[DATA PROVIDED]
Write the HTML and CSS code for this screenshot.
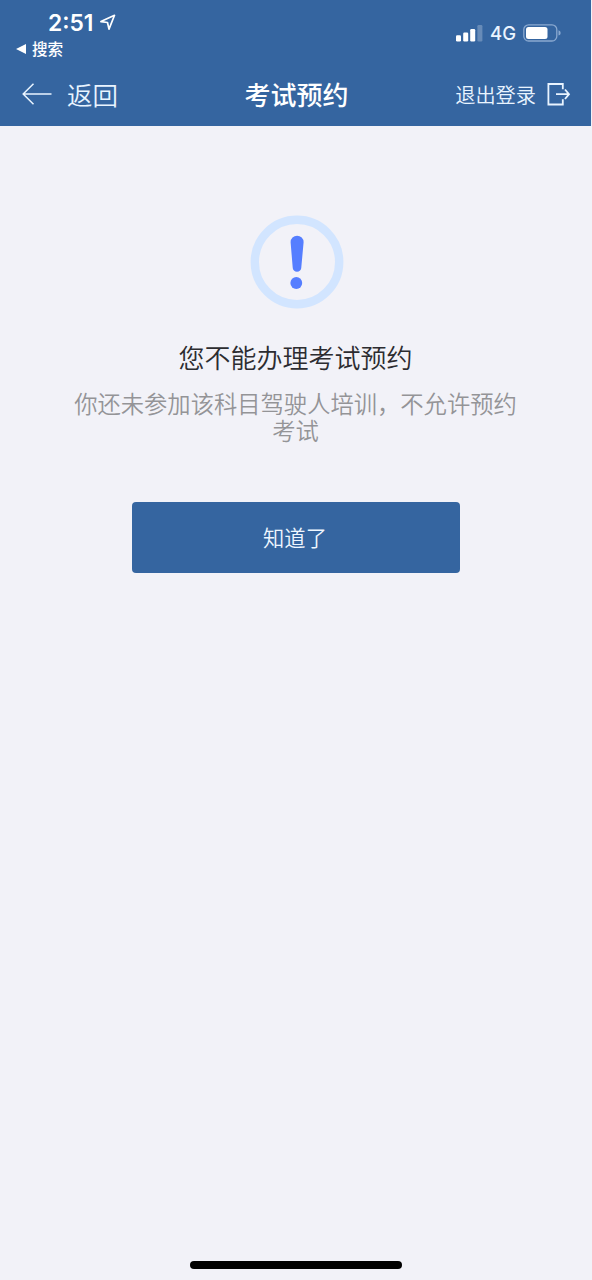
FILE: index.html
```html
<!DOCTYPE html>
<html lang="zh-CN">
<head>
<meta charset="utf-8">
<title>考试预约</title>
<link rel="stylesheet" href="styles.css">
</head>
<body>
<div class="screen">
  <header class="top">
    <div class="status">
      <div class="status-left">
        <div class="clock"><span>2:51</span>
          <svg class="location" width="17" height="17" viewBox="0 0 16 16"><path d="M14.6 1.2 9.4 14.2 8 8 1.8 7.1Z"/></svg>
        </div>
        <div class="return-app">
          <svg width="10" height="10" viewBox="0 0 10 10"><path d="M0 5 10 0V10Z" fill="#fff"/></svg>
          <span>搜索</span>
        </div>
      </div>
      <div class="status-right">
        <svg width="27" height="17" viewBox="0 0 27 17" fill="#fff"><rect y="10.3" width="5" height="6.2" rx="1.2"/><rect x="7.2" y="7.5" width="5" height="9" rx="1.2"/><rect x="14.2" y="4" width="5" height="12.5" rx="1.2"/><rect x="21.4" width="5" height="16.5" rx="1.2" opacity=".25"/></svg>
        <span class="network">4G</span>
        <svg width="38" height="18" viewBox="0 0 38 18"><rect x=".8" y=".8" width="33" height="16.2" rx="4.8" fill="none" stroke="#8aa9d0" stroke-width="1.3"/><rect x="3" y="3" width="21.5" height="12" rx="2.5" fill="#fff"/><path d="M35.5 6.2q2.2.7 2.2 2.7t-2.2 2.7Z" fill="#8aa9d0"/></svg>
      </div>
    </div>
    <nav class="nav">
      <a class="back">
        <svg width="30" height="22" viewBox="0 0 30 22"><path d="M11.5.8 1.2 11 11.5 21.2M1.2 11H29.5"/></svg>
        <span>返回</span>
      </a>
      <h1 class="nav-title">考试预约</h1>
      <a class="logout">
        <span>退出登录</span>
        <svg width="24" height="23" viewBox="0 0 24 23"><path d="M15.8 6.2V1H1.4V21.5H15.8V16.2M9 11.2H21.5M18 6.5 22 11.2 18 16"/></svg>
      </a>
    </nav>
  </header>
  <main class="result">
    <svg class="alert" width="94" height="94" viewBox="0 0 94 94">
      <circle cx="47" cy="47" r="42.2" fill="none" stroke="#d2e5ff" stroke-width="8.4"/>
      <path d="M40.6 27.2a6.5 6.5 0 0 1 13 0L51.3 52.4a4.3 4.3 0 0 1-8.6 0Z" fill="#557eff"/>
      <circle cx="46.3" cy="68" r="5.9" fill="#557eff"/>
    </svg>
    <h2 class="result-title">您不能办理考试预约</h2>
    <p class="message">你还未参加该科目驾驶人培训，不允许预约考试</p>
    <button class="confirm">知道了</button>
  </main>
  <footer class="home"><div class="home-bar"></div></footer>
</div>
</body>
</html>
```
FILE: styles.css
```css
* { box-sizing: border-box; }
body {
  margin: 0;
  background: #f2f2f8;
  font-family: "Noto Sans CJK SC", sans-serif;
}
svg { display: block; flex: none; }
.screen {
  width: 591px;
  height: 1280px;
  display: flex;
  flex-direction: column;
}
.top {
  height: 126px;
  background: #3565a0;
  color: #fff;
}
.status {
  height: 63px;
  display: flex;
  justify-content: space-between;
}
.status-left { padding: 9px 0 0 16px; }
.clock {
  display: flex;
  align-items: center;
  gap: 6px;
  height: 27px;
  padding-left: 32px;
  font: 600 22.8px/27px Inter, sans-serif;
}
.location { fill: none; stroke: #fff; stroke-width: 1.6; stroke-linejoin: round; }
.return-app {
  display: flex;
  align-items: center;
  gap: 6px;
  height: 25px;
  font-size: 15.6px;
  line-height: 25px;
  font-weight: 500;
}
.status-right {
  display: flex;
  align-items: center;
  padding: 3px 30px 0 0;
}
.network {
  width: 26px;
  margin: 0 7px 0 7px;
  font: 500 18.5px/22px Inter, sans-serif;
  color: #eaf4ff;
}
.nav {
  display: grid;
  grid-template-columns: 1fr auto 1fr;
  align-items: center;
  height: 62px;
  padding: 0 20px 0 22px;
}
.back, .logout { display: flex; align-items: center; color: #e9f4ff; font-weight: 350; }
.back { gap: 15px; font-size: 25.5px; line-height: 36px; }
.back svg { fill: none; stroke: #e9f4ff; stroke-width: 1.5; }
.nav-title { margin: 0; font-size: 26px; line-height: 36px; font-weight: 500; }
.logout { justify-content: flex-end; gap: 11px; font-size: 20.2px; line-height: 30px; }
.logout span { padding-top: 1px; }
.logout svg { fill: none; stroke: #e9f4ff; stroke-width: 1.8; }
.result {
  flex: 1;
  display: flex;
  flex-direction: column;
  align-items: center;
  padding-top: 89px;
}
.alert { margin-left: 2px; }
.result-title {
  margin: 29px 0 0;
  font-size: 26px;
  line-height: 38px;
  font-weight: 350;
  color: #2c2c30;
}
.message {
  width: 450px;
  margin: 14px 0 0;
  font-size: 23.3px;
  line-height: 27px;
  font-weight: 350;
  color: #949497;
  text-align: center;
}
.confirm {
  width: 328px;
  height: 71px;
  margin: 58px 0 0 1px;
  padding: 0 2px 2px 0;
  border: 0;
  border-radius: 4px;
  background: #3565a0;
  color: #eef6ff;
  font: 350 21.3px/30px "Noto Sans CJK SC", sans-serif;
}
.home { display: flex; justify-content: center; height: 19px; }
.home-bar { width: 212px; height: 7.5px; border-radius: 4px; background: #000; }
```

[INSTRUCTIONS FOR THE TASK] Could you repeat all of the material exactly? Pictures should not be copied.

[ANSWER BELOW]
Write the HTML and CSS code for this screenshot.
FILE: index.html
```html
<!DOCTYPE html>
<html lang="zh-CN">
<head>
<meta charset="utf-8">
<title>考试预约</title>
<link rel="stylesheet" href="styles.css">
</head>
<body>
<div class="screen">
  <header class="top">
    <div class="status">
      <div class="status-left">
        <div class="clock"><span>2:51</span>
          <svg class="location" width="17" height="17" viewBox="0 0 16 16"><path d="M14.6 1.2 9.4 14.2 8 8 1.8 7.1Z"/></svg>
        </div>
        <div class="return-app">
          <svg width="10" height="10" viewBox="0 0 10 10"><path d="M0 5 10 0V10Z" fill="#fff"/></svg>
          <span>搜索</span>
        </div>
      </div>
      <div class="status-right">
        <svg width="27" height="17" viewBox="0 0 27 17" fill="#fff"><rect y="10.3" width="5" height="6.2" rx="1.2"/><rect x="7.2" y="7.5" width="5" height="9" rx="1.2"/><rect x="14.2" y="4" width="5" height="12.5" rx="1.2"/><rect x="21.4" width="5" height="16.5" rx="1.2" opacity=".25"/></svg>
        <span class="network">4G</span>
        <svg width="38" height="18" viewBox="0 0 38 18"><rect x=".8" y=".8" width="33" height="16.2" rx="4.8" fill="none" stroke="#8aa9d0" stroke-width="1.3"/><rect x="3" y="3" width="21.5" height="12" rx="2.5" fill="#fff"/><path d="M35.5 6.2q2.2.7 2.2 2.7t-2.2 2.7Z" fill="#8aa9d0"/></svg>
      </div>
    </div>
    <nav class="nav">
      <a class="back">
        <svg width="30" height="22" viewBox="0 0 30 22"><path d="M11.5.8 1.2 11 11.5 21.2M1.2 11H29.5"/></svg>
        <span>返回</span>
      </a>
      <h1 class="nav-title">考试预约</h1>
      <a class="logout">
        <span>退出登录</span>
        <svg width="24" height="23" viewBox="0 0 24 23"><path d="M15.8 6.2V1H1.4V21.5H15.8V16.2M9 11.2H21.5M18 6.5 22 11.2 18 16"/></svg>
      </a>
    </nav>
  </header>
  <main class="result">
    <svg class="alert" width="94" height="94" viewBox="0 0 94 94">
      <circle cx="47" cy="47" r="42.2" fill="none" stroke="#d2e5ff" stroke-width="8.4"/>
      <path d="M40.6 27.2a6.5 6.5 0 0 1 13 0L51.3 52.4a4.3 4.3 0 0 1-8.6 0Z" fill="#557eff"/>
      <circle cx="46.3" cy="68" r="5.9" fill="#557eff"/>
    </svg>
    <h2 class="result-title">您不能办理考试预约</h2>
    <p class="message">你还未参加该科目驾驶人培训，不允许预约考试</p>
    <button class="confirm">知道了</button>
  </main>
  <footer class="home"><div class="home-bar"></div></footer>
</div>
</body>
</html>
```
FILE: styles.css
```css
* { box-sizing: border-box; }
body {
  margin: 0;
  background: #f2f2f8;
  font-family: "Noto Sans CJK SC", sans-serif;
}
svg { display: block; flex: none; }
.screen {
  width: 591px;
  height: 1280px;
  display: flex;
  flex-direction: column;
}
.top {
  height: 126px;
  background: #3565a0;
  color: #fff;
}
.status {
  height: 63px;
  display: flex;
  justify-content: space-between;
}
.status-left { padding: 9px 0 0 16px; }
.clock {
  display: flex;
  align-items: center;
  gap: 6px;
  height: 27px;
  padding-left: 32px;
  font: 600 22.8px/27px Inter, sans-serif;
}
.location { fill: none; stroke: #fff; stroke-width: 1.6; stroke-linejoin: round; }
.return-app {
  display: flex;
  align-items: center;
  gap: 6px;
  height: 25px;
  font-size: 15.6px;
  line-height: 25px;
  font-weight: 500;
}
.status-right {
  display: flex;
  align-items: center;
  padding: 3px 30px 0 0;
}
.network {
  width: 26px;
  margin: 0 7px 0 7px;
  font: 500 18.5px/22px Inter, sans-serif;
  color: #eaf4ff;
}
.nav {
  display: grid;
  grid-template-columns: 1fr auto 1fr;
  align-items: center;
  height: 62px;
  padding: 0 20px 0 22px;
}
.back, .logout { display: flex; align-items: center; color: #e9f4ff; font-weight: 350; }
.back { gap: 15px; font-size: 25.5px; line-height: 36px; }
.back svg { fill: none; stroke: #e9f4ff; stroke-width: 1.5; }
.nav-title { margin: 0; font-size: 26px; line-height: 36px; font-weight: 500; }
.logout { justify-content: flex-end; gap: 11px; font-size: 20.2px; line-height: 30px; }
.logout span { padding-top: 1px; }
.logout svg { fill: none; stroke: #e9f4ff; stroke-width: 1.8; }
.result {
  flex: 1;
  display: flex;
  flex-direction: column;
  align-items: center;
  padding-top: 89px;
}
.alert { margin-left: 2px; }
.result-title {
  margin: 29px 0 0;
  font-size: 26px;
  line-height: 38px;
  font-weight: 350;
  color: #2c2c30;
}
.message {
  width: 450px;
  margin: 14px 0 0;
  font-size: 23.3px;
  line-height: 27px;
  font-weight: 350;
  color: #949497;
  text-align: center;
}
.confirm {
  width: 328px;
  height: 71px;
  margin: 58px 0 0 1px;
  padding: 0 2px 2px 0;
  border: 0;
  border-radius: 4px;
  background: #3565a0;
  color: #eef6ff;
  font: 350 21.3px/30px "Noto Sans CJK SC", sans-serif;
}
.home { display: flex; justify-content: center; height: 19px; }
.home-bar { width: 212px; height: 7.5px; border-radius: 4px; background: #000; }
```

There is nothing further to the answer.